Poco tiempo después el gran emperador persa Ciro II (559-530 a.C.), amenazó las fronteras de Lidia. Creso entonces consultó al oráculo de Delfos qué debía hacer. Le contestó, al parecer, la profecía: Si cruzas el rio Halis, destruirás un gran reino. De este modo el rey decidió atacar a Persia, obteniendo así una victoria en su batalla. Al regresar a Lidia pensó que ya bien había llegado a conseguir toda su fuerza y respeto, se dedicó a sus tesoros y recompensó a sus soldados dejándoles retirarse a sus hogares. Sin embargo, el poderoso persa Ciro II no se conformó con esa batalla y se avalanzó, en invierno incluso, sobre Lidia con un gran y poderoso ejército. Asedió a la capital y a su Palacio, derrotando a Creso y haciéndolo prisionero. El rey lidio sabía que el monarca persa le ajusticiaría. El día de la ejecución, Creso sólo pudo recordar las palabras del sabio griego, aquellas por las que decía que sólo hasta el final de una vida no se puede saber si ésta fue del todo feliz o desgraciada. Ah, Solón, Solón, qué ciertas eran tus palabras...

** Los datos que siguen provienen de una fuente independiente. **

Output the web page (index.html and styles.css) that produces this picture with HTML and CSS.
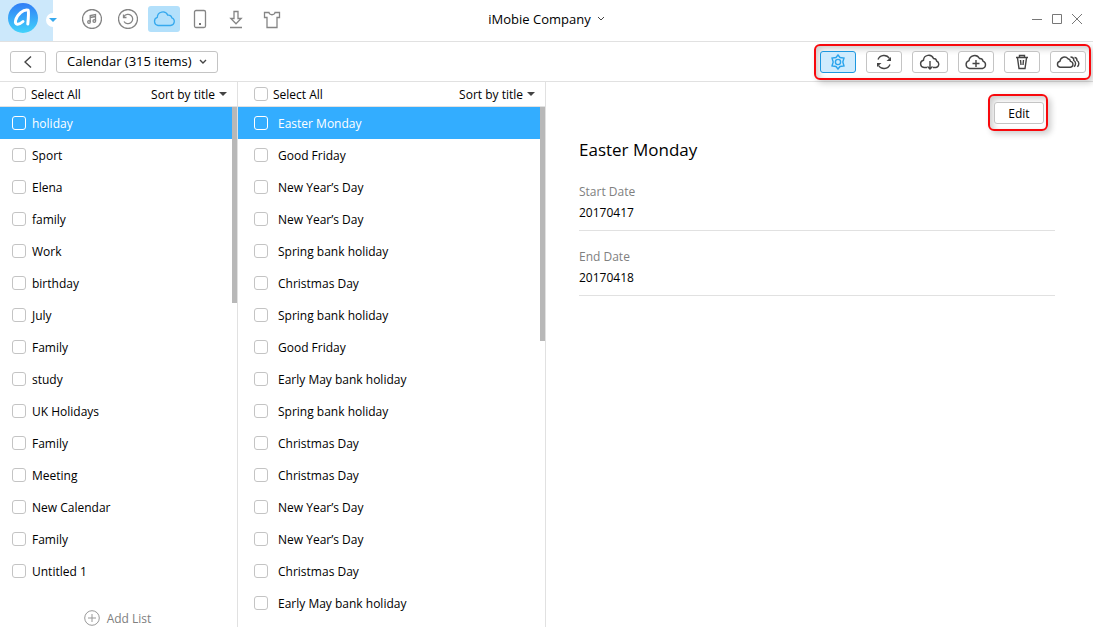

En el cuadro de Honthorst, la figura de Solón le responde a Creso con las palabras sabias de su aforismo; a la vez le indica al rey, señalando con su dedo índice derecho al observador de la obra, que nadie, incluso nosotros mismos, podemos considerarnos nada del todo hasta que del todo la existencia haya, definitivamente, concluido. Todo un alarde, además, de cercanía y conmiseración hacia los espectadores.
(Cuadro del pintor Gerard van Honthorst, Solón y Creso, 1624, Hamburgo, Alemania.)